Recent years have seen new approaches to women's issues.

So begins the section titled “The Question” in the new Letter to the Bishops Of The Catholic Church On The Collaboration Of Men And Women in the Church and in the World, from the Offices of the Congregation for the Doctrine of the Faith. In this excerpt, we've also included “The Conclusion.”

A first tendency is to emphasize strongly conditions of subordination in order to give rise to antagonism: women, in order to be themselves, must make themselves the adversaries of men. Faced with the abuse of power, the answer for women is to seek power. This process leads to opposition between men and women, in which the identity and role of one are emphasized to the disadvantage of the other, leading to harmful confusion regarding the human person, which has its most immediate and lethal effects in the structure of the family.

A second tendency emerges in the wake of the first. In order to avoid the domination of one sex or the other, their differences tend to be denied, viewed as mere effects of historical and cultural conditioning. In this perspective, physical difference, termed sex, is minimized, while the purely cultural element, termed gender, is emphasized to the maximum and held to be primary. The obscuring of the difference or duality of the sexes has enormous consequences on a variety of levels. This theory of the human person, intended to promote prospects for equality of women through liberation from biological determinism, has in reality inspired ideologies which, for example, call into question the family, in its natural two-parent structure of mother and father, and make homosexuality and heterosexuality virtually equivalent, in a new model of polymorphous sexuality.

While the immediate roots of this second tendency are found in the context of reflection on women's roles, its deeper motivation must be sought in the human attempt to be freed from one's biological conditioning. According to this perspective, human nature in itself does not possess characteristics in an absolute manner: all persons can and ought to constitute themselves as they like, since they are free from every predetermination linked to their essential constitution.

This perspective has many consequences. Above all it strengthens the idea that the liberation of women entails criticism of Sacred Scripture, which would be seen as handing on a patriarchal conception of God nourished by an essentially male-dominated culture. Second, this tendency would consider as lacking in importance and relevance the fact that the Son of God assumed human nature in its male form.

In the face of these currents of thought, the Church, enlightened by faith in Jesus Christ, speaks instead of active collaboration between the sexes precisely in the recognition of the difference between man and woman.

To understand better the basis, meaning and consequences of this response it is helpful to turn briefly to the Sacred Scriptures, rich also in human wisdom, in which this response is progressively manifested thanks to God's intervention on behalf of humanity. …

In Jesus Christ all things have been made new (see Revelation 21:5). Renewal in grace, however, cannot take place without conversion of heart. Gazing at Jesus and confessing him as Lord means recognizing the path of love, triumphant over sin, which he sets out for his disciples.

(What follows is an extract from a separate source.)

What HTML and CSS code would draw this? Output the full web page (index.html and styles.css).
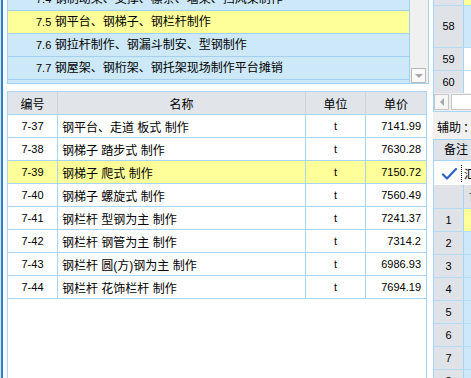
FILE: index.html
```html
<!DOCTYPE html>
<html lang="zh-CN">
  <head>
    <meta charset="UTF-8" />
    <title>定额库 - 金属结构</title>
    <link rel="stylesheet" href="styles.css">
  </head>
  <body>
    <div class="app">
      <div class="edge"></div>

      <div class="main">
        <!-- 章节列表 -->
        <div class="chapter-box">
          <ul class="chapters">
            <li><span class="no">7.4</span> 钢制动梁、支撑、檩条、墙梁、挡风架制作</li>
            <li class="current"><span class="no">7.5</span> 钢平台、钢梯子、钢栏杆制作</li>
            <li><span class="no">7.6</span> 钢拉杆制作、钢漏斗制安、型钢制作</li>
            <li><span class="no">7.7</span> 钢屋架、钢桁架、钢托架现场制作平台摊销</li>
          </ul>
          <div class="vscroll">
            <span class="btn-down"><span class="tri-down"></span></span>
          </div>
        </div>

        <!-- 定额子目 -->
        <div class="quota-box">
          <table class="quota">
            <colgroup>
              <col class="c-code">
              <col class="c-name">
              <col class="c-unit">
              <col class="c-price">
            </colgroup>
            <thead>
              <tr>
                <th>编号</th>
                <th>名称</th>
                <th>单位</th>
                <th>单价</th>
              </tr>
            </thead>
            <tbody id="quotaRows"></tbody>
          </table>
        </div>
      </div>

      <!-- 右侧面板 -->
      <div class="side">
        <div class="grid top-grid">
          <div class="grow g-first"><span class="rh"></span><span class="gc yellow"></span></div>
          <div class="grow g-tall"><span class="rh">58</span><span class="gc blue"></span></div>
          <div class="grow"><span class="rh">59</span><span class="gc"></span></div>
          <div class="grow g-last"><span class="rh">60</span><span class="gc"></span></div>
          <div class="hscroll">
            <span class="btn-left"><span class="tri-left"></span></span>
            <span class="thumb"></span>
          </div>
        </div>

        <div class="aux">辅助<span class="aux-more">：</span></div>

        <div class="note-head">备注</div>
        <div class="note-row">
          <svg class="check" width="15" height="12" viewBox="0 0 15 12">
            <path d="M1 6.5 L5 10.5 L14 1" fill="none" stroke="#2b63c6" stroke-width="2.2" stroke-linecap="round" stroke-linejoin="round"/>
          </svg>
          <span class="focus">汇总</span>
        </div>

        <div class="grid bottom-grid" id="sideRows">
          <div class="grow g-head"><span class="rh"></span><span class="gc">计算式</span></div>
        </div>
      </div>
    </div>

    <script>
      // 定额子目数据
      const quotas = [
        { code: "7-37", name: "钢平台、走道 板式 制作", unit: "t", price: "7141.99" },
        { code: "7-38", name: "钢梯子 踏步式 制作", unit: "t", price: "7630.28" },
        { code: "7-39", name: "钢梯子 爬式 制作", unit: "t", price: "7150.72", current: true },
        { code: "7-40", name: "钢梯子 螺旋式 制作", unit: "t", price: "7560.49" },
        { code: "7-41", name: "钢栏杆 型钢为主 制作", unit: "t", price: "7241.37" },
        { code: "7-42", name: "钢栏杆 钢管为主 制作", unit: "t", price: "7314.2" },
        { code: "7-43", name: "钢栏杆 圆(方)钢为主 制作", unit: "t", price: "6986.93" },
        { code: "7-44", name: "钢栏杆 花饰栏杆 制作", unit: "t", price: "7694.19" },
      ];

      const tbody = document.getElementById("quotaRows");
      quotas.forEach((q) => {
        const tr = document.createElement("tr");
        if (q.current) tr.className = "current";
        tr.innerHTML = `
          <td class="code">${q.code}</td>
          <td class="name">${q.name}</td>
          <td class="unit">${q.unit}</td>
          <td class="price">${q.price}</td>
        `;
        tbody.appendChild(tr);
      });

      // 右侧行号
      const sideRows = document.getElementById("sideRows");
      for (let i = 1; i <= 8; i++) {
        const row = document.createElement("div");
        row.className = "grow";
        row.innerHTML = `<span class="rh">${i}</span><span class="gc ${i === 1 ? "yellow" : "blue"}"></span>`;
        sideRows.appendChild(row);
      }
    </script>
  </body>
</html>
```

FILE: styles.css
```css
* {
  box-sizing: border-box;
}
body {
  margin: 0;
  width: 471px;
  height: 378px;
  overflow: hidden;
  background: #fff;
  font-family: "Liberation Sans", "Noto Sans CJK SC", sans-serif;
  font-size: 12px;
  color: #000;
}
.app {
  display: flex;
  height: 378px;
}
.edge {
  flex: none;
  width: 7px;
  background: linear-gradient(to right, #dbe5ef 0 1px, #2f7ec8 1px 3px, #f7fafd 3px 7px);
}
.main {
  flex: none;
  width: 426px;
  display: flex;
  flex-direction: column;
  background: #fff;
}

/* chapter list */
.chapter-box {
  flex: none;
  width: 422px;
  height: 84px;
  display: flex;
  border: 1px solid #a3d0f0;
  border-top: none;
  overflow: hidden;
}
.chapters {
  flex: none;
  width: 402px;
  margin: 0;
  padding: 0;
  list-style: none;
  background: #cde8f8;
  border-right: 1px solid #a3d0f0;
  overflow: hidden;
}
.chapters li {
  height: 23px;
  line-height: 22px;
  padding-left: 28px;
  border-bottom: 1px solid #a3d0f0;
  white-space: nowrap;
}
.chapters li:first-child {
  margin-top: -12px;
}
.chapters li.current {
  background: #ffff99;
}
.no {
  font-size: 11px;
}
.vscroll {
  flex: 1;
  position: relative;
  background: #f0f0f0;
}
.btn-down {
  position: absolute;
  left: 1px;
  bottom: 0;
  width: 15px;
  height: 15px;
  border: 1px solid #b9b9b9;
  background: #f9f9f9;
  display: flex;
  align-items: center;
  justify-content: center;
}
.tri-down {
  width: 0;
  height: 0;
  border-left: 4px solid transparent;
  border-right: 4px solid transparent;
  border-top: 4px solid #a8a8a8;
}

/* quota table */
.quota-box {
  flex: 1;
  width: 420px;
  margin-top: 7px;
  border: 1px solid #a9d5f5;
  border-bottom: none;
}
.quota {
  width: 100%;
  border-spacing: 0;
  table-layout: fixed;
}
.c-code {
  width: 50px;
}
.c-name {
  width: 248px;
}
.c-unit {
  width: 60px;
}
.c-price {
  width: 60px;
}
.quota th,
.quota td {
  height: 23px;
  padding: 0;
  border-right: 1px solid #a9d5f5;
  border-bottom: 1px solid #a9d5f5;
  white-space: nowrap;
  overflow: hidden;
}
.quota th {
  font-weight: normal;
  background: #e1e4e9;
  border-right-color: #cfd4da;
}
.quota th:last-child,
.quota td:last-child {
  border-right: none;
}
.quota td.code,
.quota td.unit {
  text-align: center;
  font-size: 11px;
}
.quota td.name {
  padding-left: 4px;
}
.quota td.price {
  text-align: right;
  padding-right: 5px;
  font-size: 11px;
}
.quota tr.current td {
  background: #ffff99;
}

/* side panel */
.side {
  flex: none;
  width: 120px;
  background: #f0f0f0;
}
.grid {
  border-left: 1px solid #a9d5f5;
}
.grow {
  display: flex;
  height: 23px;
  border-bottom: 1px solid #b8dcf4;
}
.grow .rh {
  flex: none;
  width: 30px;
  background: #dfe3e8;
  border-right: 1px solid #a9d5f5;
  text-align: center;
  font-size: 11px;
  line-height: 22px;
}
.grow .gc {
  flex: 1;
  background: #fff;
  line-height: 22px;
  padding-left: 4px;
  white-space: nowrap;
}
.grow .gc.blue {
  background: #cde8f8;
}
.grow .gc.yellow {
  background: #ffff99;
}
.g-first {
  height: 6px;
}
.g-tall {
  height: 42px;
}
.g-tall .rh {
  line-height: 41px;
}
.g-last {
  height: 22px;
  border-bottom: none;
}
.hscroll {
  display: flex;
  gap: 2px;
  height: 19px;
  padding: 1px 0;
  background: #f0f0f0;
  border-bottom: 1px solid #a9d5f5;
}
.btn-left {
  width: 15px;
  border: 1px solid #c6c6c6;
  background: #f6f6f6;
  display: flex;
  align-items: center;
  justify-content: center;
}
.tri-left {
  width: 0;
  height: 0;
  border-top: 4px solid transparent;
  border-bottom: 4px solid transparent;
  border-right: 4px solid #a8a8a8;
}
.thumb {
  flex: 1;
  border: 1px solid #c6c6c6;
  background: #fff;
}
.aux {
  height: 27px;
  padding: 5px 0 0 4px;
  line-height: 22px;
  white-space: nowrap;
}
.aux-more {
  margin-left: 2px;
}
.note-head {
  height: 22px;
  line-height: 20px;
  padding-left: 10px;
  background: #dfe3e8;
  border: 1px solid #a9d5f5;
  border-right: none;
}
.note-row {
  height: 24px;
  display: flex;
  align-items: center;
  gap: 4px;
  padding-left: 8px;
  background: #fff;
  border-left: 1px solid #a9d5f5;
}
.check {
  margin-top: 2px;
}
.focus {
  border-left: 1px dotted #000;
  padding-left: 2px;
  white-space: nowrap;
}
.g-head {
  height: 24px;
}
.g-head .gc {
  background: #dfe3e8;
  padding-left: 5px;
}
```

In this way, man's relationship with woman is transformed, and the three-fold concupiscence described in the First Letter of John (1 John 2:16) ceases to have the upper hand. The witness of women's lives must be received with respect and appreciation, as revealing those values without which humanity would be closed in self-sufficiency, dreams of power and the drama of violence. Women too, for their part, need to follow the path of conversion and recognize the unique values and great capacity for loving others which their femininity bears. In both cases, it is a question of humanity's conversion to God, so that both men and women may come to know God as their “helper”, as the Creator full of tenderness, as the Redeemer who “so loved the world that he gave his only begotten Son” (John 3:16).

Such a conversion cannot take place without humble prayer to God for that penetrating gaze which is able to recognize one's own sin and also the grace which heals it. In a particular way, we need to ask this of the Blessed Virgin Mary, the woman in accord with the heart of God, she who is “blessed among women” (see Luke 1:42), chosen to reveal to men and women the way of love. Only in this way, can the “image of God”, the sacred likeness inscribed in every man and woman, emerge according to the specific grace received by each (see Genesis 1:27). Only thus can the path of peace and wonderment be recovered, witnessed in the verses of the Song of Songs, where bodies and hearts celebrate the same jubilee.

The Church certainly knows the power of sin at work in individuals and in societies, which at times almost leads one to despair of the goodness of married couples. But through her faith in Jesus crucified and risen, the Church knows even more the power of forgiveness and self-giving in spite of any injury or injustice. The peace and wonderment which she trustfully proposes to men and women today are the peace and wonderment of the garden of the resurrection, which have enlightened our world and its history with the revelation that “God is love” (1 John 4:8,16).